Da alcuni anni lavoro per Medici Senza Frontiere, combinando la mia professione col desiderio e il piacere di vivere in paesi ogni volta diversi e la possibilità di osservare e a volte condividere la vita delle comunità che vi abitano. Lavorando in “coordinazione”, il gruppo di persone che coordinano tutti i progetti di un determinato paese, risiedo in capitale ma faccio visite frequenti ai progetti che invece si possono trovare in zone remote.

È un dato di fatto che la diffusione dei beni di consumo in tutte le grosse città in cui ho abitato è capillare e oramai omologata, nel senso che le multinazionali distribuiscono gli stessi prodotti ovunque nel mondo. Mi viene così da pensare che desideriamo tutti le stesse cose, e analizzando i desideri da un punto di vista consumistico, i desideri di un consumatore dei paesi sviluppati non sembrano differire molto da quelli dei paesi in via di sviluppo. Ma in alcune rare occasioni questa idea è stata smentita.

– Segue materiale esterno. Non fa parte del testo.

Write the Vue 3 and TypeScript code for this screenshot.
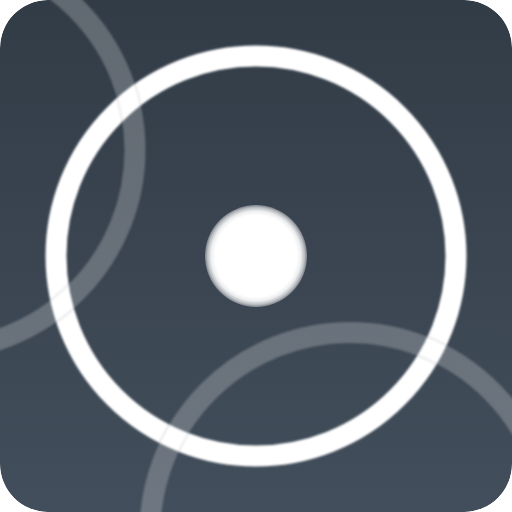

Lo scorso anno mi trovavo in Cambogia, e durante una pausa dal lavoro ho fatto un viaggio nel Ratanakiri, una provincia nord-orientale, poco interessata dal circuito turistico, dove, al confine con Vietnam e Laos, si trovano i villaggi dei Degar (letteralmente “figli delle montagne”). Sotto questo nome si uniscono circa quaranta gruppi etnici tra i quali i Tompuon e i Jarai sono i più noti in Cambogia. I Degar sono gli originali abitanti del sud dell’Indocina che si ritirarono gradualmente nelle zone montagnose del Vietnam, Cambogia e Laos in seguito all’espansione di popolazioni più numerose e forti come i Vietnamiti. I villaggi più vicini a Ban Lung, il capoluogo della provincia del Ratanakiri, hanno una popolazione prevalentemente Khmer, come la maggior parte della Cambogia, ma nelle zone più remote, raggiunte da strade sterrate che divengono impraticabili durante la stagione delle piogge e sono percorse a piedi o da qualche raro motorino durante la stagione secca, si trovano villaggi abitati esclusivamente dai Degar.

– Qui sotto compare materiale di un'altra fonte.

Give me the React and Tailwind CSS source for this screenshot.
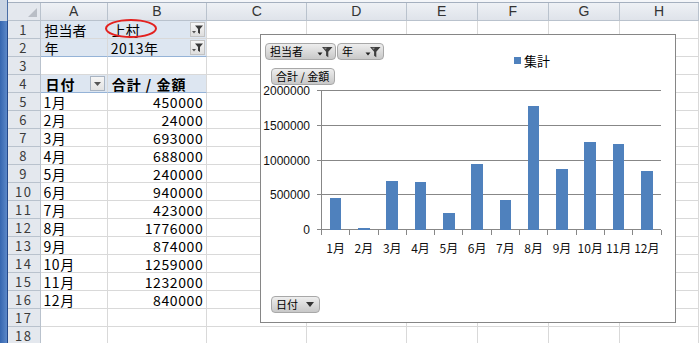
/**
 * Pivot table sheet with a pivot chart floating over the grid.
 */

const JP = "font-['Noto_Sans_CJK_JP',sans-serif]";

const COLS = [
  { id: 'A', w: 'w-[68px]' },
  { id: 'B', w: 'w-[101px]' },
  { id: 'C', w: 'w-[101px]' },
  { id: 'D', w: 'w-[101px]' },
  { id: 'E', w: 'w-[72px]' },
  { id: 'F', w: 'w-[72px]' },
  { id: 'G', w: 'w-[72px]' },
  { id: 'H', w: 'w-[80px]' },
];

const MONTHS = [
  ['1月', 450000],
  ['2月', 24000],
  ['3月', 693000],
  ['4月', 688000],
  ['5月', 240000],
  ['6月', 940000],
  ['7月', 423000],
  ['8月', 1776000],
  ['9月', 874000],
  ['10月', 1259000],
  ['11月', 1232000],
  ['12月', 840000],
];

function SheetFilterButton() {
  return (
    <div className="mr-[1px] flex h-[15px] w-[15px] items-center justify-center border border-[#c3c3c3] bg-linear-to-b from-[#f7f7f7] to-[#dedede]">
      <svg width="13" height="11" viewBox="0 0 13 11">
        <path d="M1 7h4l-2 2.5z" fill="#555" />
        <path d="M4 1.5h8l-3 3.5v5l-2-1.2V5z" fill="#3a3a3a" />
      </svg>
    </div>
  );
}

function SheetDropButton() {
  return (
    <div className="mr-[2px] flex h-[15px] w-[15px] items-center justify-center border border-[#a9b4c2] bg-linear-to-b from-[#f6f6f6] to-[#e2e2e2]">
      <svg width="7" height="4" viewBox="0 0 7 4">
        <path d="M0 0h7L3.5 4z" fill="#555" />
      </svg>
    </div>
  );
}

function cellContent(row, col) {
  if (row === 1 && col === 'A') return <span className="pl-[4px]">担当者</span>;
  if (row === 1 && col === 'B')
    return (
      <>
        <span className="pl-[4px]">上村</span>
        <SheetFilterButton />
      </>
    );
  if (row === 2 && col === 'A') return <span className="pl-[4px]">年</span>;
  if (row === 2 && col === 'B')
    return (
      <>
        <span className="pl-[3px] tracking-[0.6px] tabular-nums">2013年</span>
        <SheetFilterButton />
      </>
    );
  if (row === 4 && col === 'A')
    return (
      <>
        <span className="pl-[5px] font-bold tracking-[1px]">日付</span>
        <SheetDropButton />
      </>
    );
  if (row === 4 && col === 'B')
    return <span className="pl-[4px] font-bold tracking-[1px] whitespace-pre">合計 / 金額</span>;
  if (row >= 5 && row <= 16) {
    const [label, value] = MONTHS[row - 5];
    if (col === 'A') return <span className="pl-[3px] tracking-[0.6px] tabular-nums">{label}</span>;
    if (col === 'B')
      return <span className="ml-auto pr-[3px] tracking-[0.6px] tabular-nums">{value}</span>;
  }
  return null;
}

function cellBg(row, col) {
  const pivotCol = col === 'A' || col === 'B';
  if (pivotCol && (row === 1 || row === 2 || row === 4)) {
    if (row === 2 || row === 4) return 'bg-[#dde6f1] border-b-[#95b3d7]';
    return 'bg-[#dde6f1]';
  }
  return 'bg-white';
}

function SheetRow({ row }) {
  return (
    <div className="flex h-[18px]">
      <div className="h-full w-[8px] bg-linear-to-r from-[#3566b0] to-[#5b88c8] border-r border-[#23488a]" />
      <div className="flex h-full w-[33px] items-center justify-center border-r border-b border-[#b9c2cd] bg-[#e4e8ee] text-[13px] tracking-[1.5px] text-[#3b3b3b] tabular-nums">
        {row}
      </div>
      {COLS.map((c) => (
        <div
          key={c.id}
          className={`flex h-full items-center justify-between border-r border-b border-[#d9d9d9] text-[14px] leading-none text-black ${c.w} ${cellBg(row, c.id)}`}
        >
          {cellContent(row, c.id)}
        </div>
      ))}
    </div>
  );
}

function HeaderRow() {
  return (
    <div className="flex h-[18px]">
      <div className="h-full w-[8px] bg-[#c9d4e3] border-r border-[#4a6ea6]" />
      <div className="relative h-full w-[33px] border-r border-b border-[#b9c2cd] bg-[#e4e8ee]">
        <svg className="absolute right-[3px] bottom-[3px]" width="9" height="9" viewBox="0 0 9 9">
          <path d="M9 0v9H0z" fill="#b9bec6" />
        </svg>
      </div>
      {COLS.map((c) => (
        <div
          key={c.id}
          className={`flex h-full items-center justify-center border-r border-b border-[#b9c2cd] bg-linear-to-b from-[#eef1f5] to-[#dfe3ea] font-['Liberation_Sans',sans-serif] text-[14px] text-[#333] ${c.w}`}
        >
          {c.id}
        </div>
      ))}
    </div>
  );
}

function ChartFilterIcon() {
  return (
    <svg width="16" height="12" viewBox="0 0 16 12">
      <path d="M0.5 6.5h5l-2.5 3z" fill="#222" />
      <path d="M5 1h10.5l-4.2 4.8v5.4l-2.2-1.4V5.8z" fill="#3d3d3d" />
      <path d="M7 1.8h3l-1.5 2z" fill="#8a8a8a" />
    </svg>
  );
}

function ChartButton({ label, w, icon, drop }) {
  return (
    <div
      className={`flex h-[17px] items-center justify-between rounded-[4px] border border-[#a8a8a8] bg-linear-to-b from-[#eeeeee] to-[#c8c8c8] pr-[2px] pl-[4px] text-[11px] leading-none text-black ${w}`}
    >
      <span className="whitespace-pre">{label}</span>
      {icon && <ChartFilterIcon />}
      {drop && (
        <svg className="mr-[3px]" width="8" height="5" viewBox="0 0 8 5">
          <path d="M0 0h8L4 5z" fill="#333" />
        </svg>
      )}
    </div>
  );
}

function PlotArea() {
  const left = 60.5;
  const right = 400;
  const cw = (right - left) / 12;
  const zero = 144.5;
  const scale = 139 / 2000000;
  const grid = [
    [5.5, '2000000'],
    [40.5, '1500000'],
    [75.5, '1000000'],
    [109.5, '500000'],
    [144.5, '0'],
  ];
  return (
    <svg width="414" height="175" viewBox="0 0 414 175" className="block">
      {grid.map(([y, label]) => (
        <g key={label}>
          <line x1="55.5" x2={right} y1={y} y2={y} stroke="#878787" strokeWidth="1" shapeRendering="crispEdges" />
          <text
            x="49"
            y={y + 4.5}
            textAnchor="end"
            fontFamily="Liberation Sans, sans-serif"
            fontSize="12"
            fill="#111"
          >
            {label}
          </text>
        </g>
      ))}
      <line x1={left} x2={left} y1="5" y2="145" stroke="#878787" strokeWidth="1" shapeRendering="crispEdges" />
      {Array.from({ length: 13 }, (_, k) => (
        <line
          key={k}
          x1={left + cw * k}
          x2={left + cw * k}
          y1="144.5"
          y2="150"
          stroke="#878787"
          strokeWidth="1"
          shapeRendering="crispEdges"
        />
      ))}
      {MONTHS.map(([label, v], i) => {
        const h = v * scale;
        const cx = left + cw * (i + 0.5);
        return (
          <g key={label}>
            <rect x={cx - 5.8} y={zero - h} width="11.6" height={h} fill="#4f81bd" shapeRendering="crispEdges" />
            <text
              x={cx}
              y="168"
              textAnchor="middle"
              fontFamily="Noto Sans CJK JP, sans-serif"
              fontSize="12"
              fill="#111"
            >
              {label}
            </text>
          </g>
        );
      })}
    </svg>
  );
}

function PivotChart() {
  return (
    <div className={`absolute top-[34px] left-[260px] h-[289px] w-[416px] border border-[#868686] bg-white ${JP}`}>
      <div className="mt-[8px] flex gap-[1px] pl-[4px]">
        <ChartButton label="担当者" w="w-[71px]" icon />
        <ChartButton label="年" w="w-[47px]" icon />
      </div>
      <div className="mt-[8px] pl-[10px]">
        <ChartButton label="合計 / 金額" w="w-[64px]" />
      </div>
      <PlotArea />
      <div className="mt-[36px] pl-[10px]">
        <ChartButton label="日付" w="w-[49px]" drop />
      </div>

      <div className="absolute top-[16px] left-[253px] flex items-center gap-[3px] text-[13px] text-black">
        <span className="h-[7px] w-[7px] bg-[#4f81bd]" />
        <span>集計</span>
      </div>
    </div>
  );
}

export default function App() {
  const rows = Array.from({ length: 18 }, (_, i) => i + 1);
  return (
    <div className={`relative h-[343px] w-[699px] overflow-hidden bg-white ${JP}`}>
      <div className="flex h-[3px]">
        <div className="h-full w-[8px] bg-[#c9d4e3] border-r border-[#4a6ea6]" />
        <div className="h-full flex-1 bg-[#f4f6f9] border-b border-[#a5b0bf]" />
      </div>
      <HeaderRow />
      {rows.map((r) => (
        <SheetRow key={r} row={r} />
      ))}

      <div className="absolute top-[19px] left-[105px] h-[19px] w-[52px] rounded-[50%] border-2 border-[#e3211f]" />

      <PivotChart />
    </div>
  );
}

Questi villaggi, pur essendo raggiungibili in un giorno di cammino, vengono solo sfiorati dalla modernità. A parte gli abiti, pantaloni gonne e magliette al posto di quelli tradizionali, viene conservato uno stile di vita antico. I Tompuon tramandano ancora le loro conoscenze oralmente, sono sprovvisti di un alfabeto scritto, non hanno libri e non hanno scuole. La sopravvivenza della loro peculiarità è affidata ad una tradizione che privilegia l’isolamento.

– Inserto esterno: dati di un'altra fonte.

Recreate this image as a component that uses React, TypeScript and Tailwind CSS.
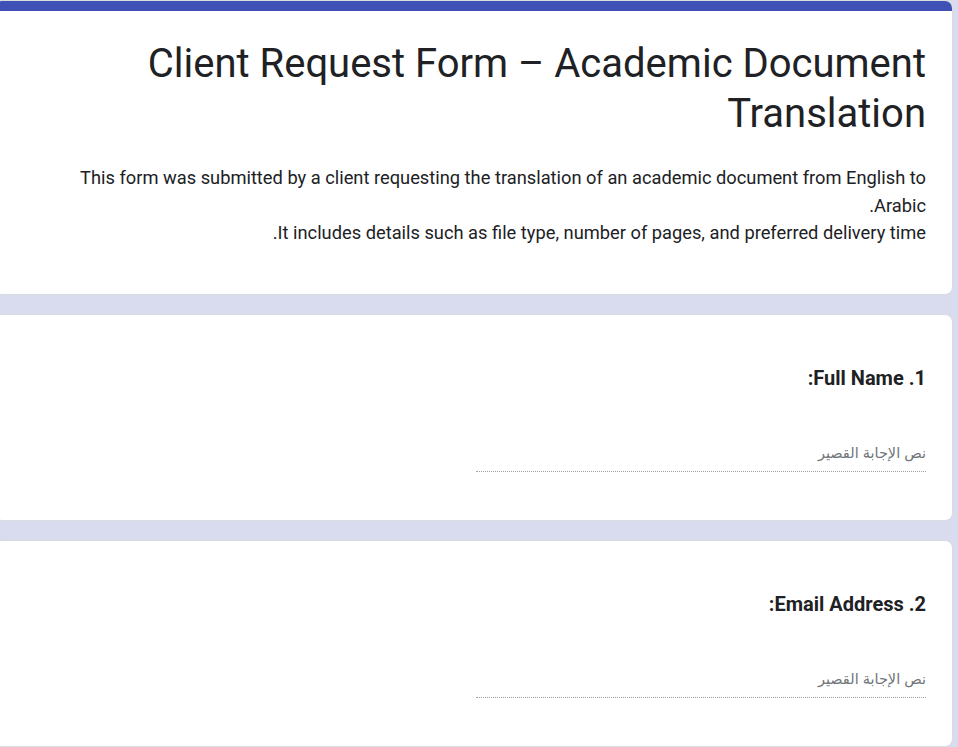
import React from "react";

const questions = [
  { id: "name", label: "1. Full Name:" },
  { id: "email", label: "2. Email Address:" },
];

function QuestionCard({ label }: { label: string }) {
  return (
    <div className="-ml-[6px] mr-[5px] rounded-lg border border-[#dadce0] bg-white pt-[51px] pr-[26px] pb-[48px] pl-[30px]">
      <h2 className="text-[20px] leading-[24px] font-bold text-[#202124]">
        {label}
      </h2>
      <div className="mt-[51px] w-[450px] border-b border-dotted border-[#9aa0a6] pb-[6px]">
        <span className="text-[14.5px] leading-[20px] text-[#70757a] [font-family:Arial,'DejaVu_Sans',sans-serif]">
          نص الإجابة القصير
        </span>
      </div>
    </div>
  );
}

export default function App() {
  return (
    <div
      dir="rtl"
      className="flex min-h-screen flex-col gap-[19px] overflow-hidden bg-[#d9dbef] [font-family:Roboto,'Liberation_Sans',sans-serif]"
    >
      <div className="-ml-[6px] mr-[5px] overflow-hidden rounded-lg border border-[#dadce0] bg-white">
        <div className="h-[10px] bg-[#3f51b5]" />
        <div className="pt-[28px] pr-[26px] pb-[47px] pl-[30px]">
          <h1 className="text-[40px] leading-[50px] text-[#202124]">
            Client Request Form – Academic Document Translation
          </h1>
          <div className="mt-[25px] text-[18.3px] leading-[27.5px] text-[#202124]">
            <p>
              This form was submitted by a client requesting the translation of
              an academic document from English to
              <br />
              Arabic.
            </p>
            <p>
              It includes details such as file type, number of pages, and
              preferred delivery time.
            </p>
          </div>
        </div>
      </div>
      {questions.map((q) => (
        <QuestionCard key={q.id} label={q.label} />
      ))}
    </div>
  );
}
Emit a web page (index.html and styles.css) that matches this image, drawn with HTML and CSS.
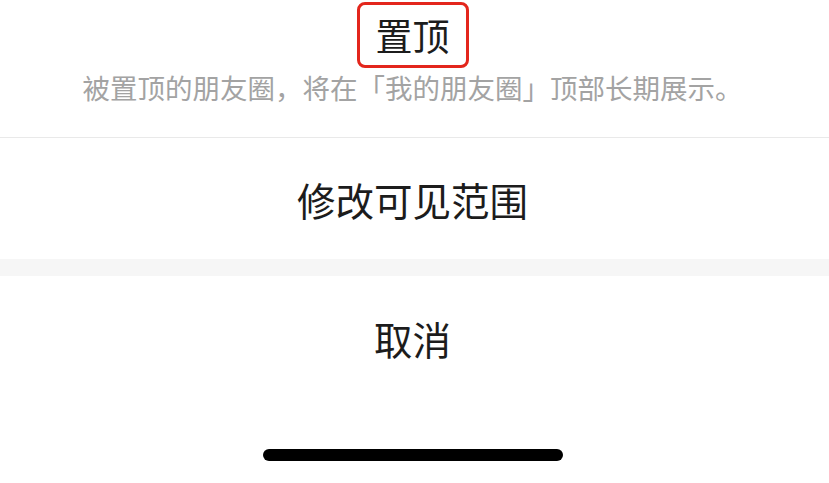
FILE: index.html
```html
<!DOCTYPE html>
<html lang="zh-CN">
<head>
    <meta charset="UTF-8">
    <meta name="viewport" content="width=device-width, initial-scale=1.0">
    <title>置顶</title>
    <link rel="stylesheet" href="styles.css">
</head>
<body>
    <div class="sheet">
        <div class="top-option">
            <span class="title-mark">置顶</span>
            <p class="hint">被置顶的朋友圈，将在「我的朋友圈」顶部长期展示。</p>
        </div>
        <div class="option">修改可见范围</div>
        <div class="divider"></div>
        <div class="option cancel">取消</div>
        <div class="home-bar"></div>
    </div>
</body>
</html>
```
FILE: styles.css
```css
body {
    margin: 0;
    background-color: #fff;
    font-family: "Noto Sans CJK SC", "Noto Sans", sans-serif;
    color: #1c1c1c;
}

.sheet {
    width: 829px;
    height: 483px;
    overflow: hidden;
    display: flex;
    flex-direction: column;
    padding-right: 4px;
    box-sizing: border-box;
}

.top-option {
    height: 138px;
    display: flex;
    flex-direction: column;
    align-items: center;
    padding-top: 2px;
    box-sizing: border-box;
    border-bottom: 1px solid #e9e9e9;
    margin-right: -4px;
    padding-right: 4px;
}

.title-mark {
    display: block;
    font-size: 37px;
    line-height: 60px;
    padding: 0 16px;
    border: 3px solid #e3261c;
    border-radius: 8px;
}

.hint {
    margin: 0;
    font-size: 27.5px;
    line-height: 38px;
    color: #a3a3a3;
}

.option {
    height: 121px;
    display: flex;
    align-items: center;
    justify-content: center;
    font-size: 38.5px;
}

.divider {
    height: 17px;
    background-color: #f6f6f6;
    margin-right: -4px;
}

.cancel {
    height: 124px;
}

.home-bar {
    width: 300px;
    height: 12px;
    margin: 49px auto 0;
    background-color: #000;
    border-radius: 6px;
}
```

Mi sono chiesto che cosa possa desiderare un Degar, se i suoi desideri si limitino alle cose che lo circondano, appartenenti alla sua quotidianità, oppure si estendano ai pochi oggetti che arrivano dalla città. Nei villaggi in cui sono passato o mi sono fermato a pernottare mi è sembrato che l’indifferenza alla fine vincesse sulla curiosità iniziale, ed io con tutti i miei gadgets dopo poche ore non costituivo più un evento che potesse turbare gli abitanti. Un atteggiamento così maturo fa sperare che il giorno in cui l’isolamento verrà rotto da una striscia d’asfalto poggiata su quei sentieri, che percorrono una foresta che già mostra segni evidenti di disboscamento, i Degar saranno pronti a fare i conti con la modernità, e forse riusciranno a non farsi travolgere dallo sviluppo più becero e consumistico e a mantenere viva la loro diversità.

Ma un pericolo più subdolo della modernizzazione mina l’integrità delle tradizioni di queste popolazioni, il rischio di un’omologazione culturale che equivarrebbe all’estinzione. Pur essendo il buddismo il credo prevalente in Cambogia e nei paesi confinanti, i Degar per tradizione sono animisti, credono cioè che tutte le cose sono animate da spiriti, benefici o maligni, superiori all’uomo, e ogni gruppo etnico ha dei rituali che lo contraddistinguono. Quelli funebri dei Tompuon sono alquanto originali. Ogni villaggio Tompuon ha un cimitero nascosto nella foresta, a volte molto distante. I morti vengono sepolti e sopra la sepoltura viene costruito un manufatto in legno con una o più sculture sempre in legno. Le sculture generalmente raffigurano il defunto, ma possono anche rappresentare un entità in cui reincarnarsi.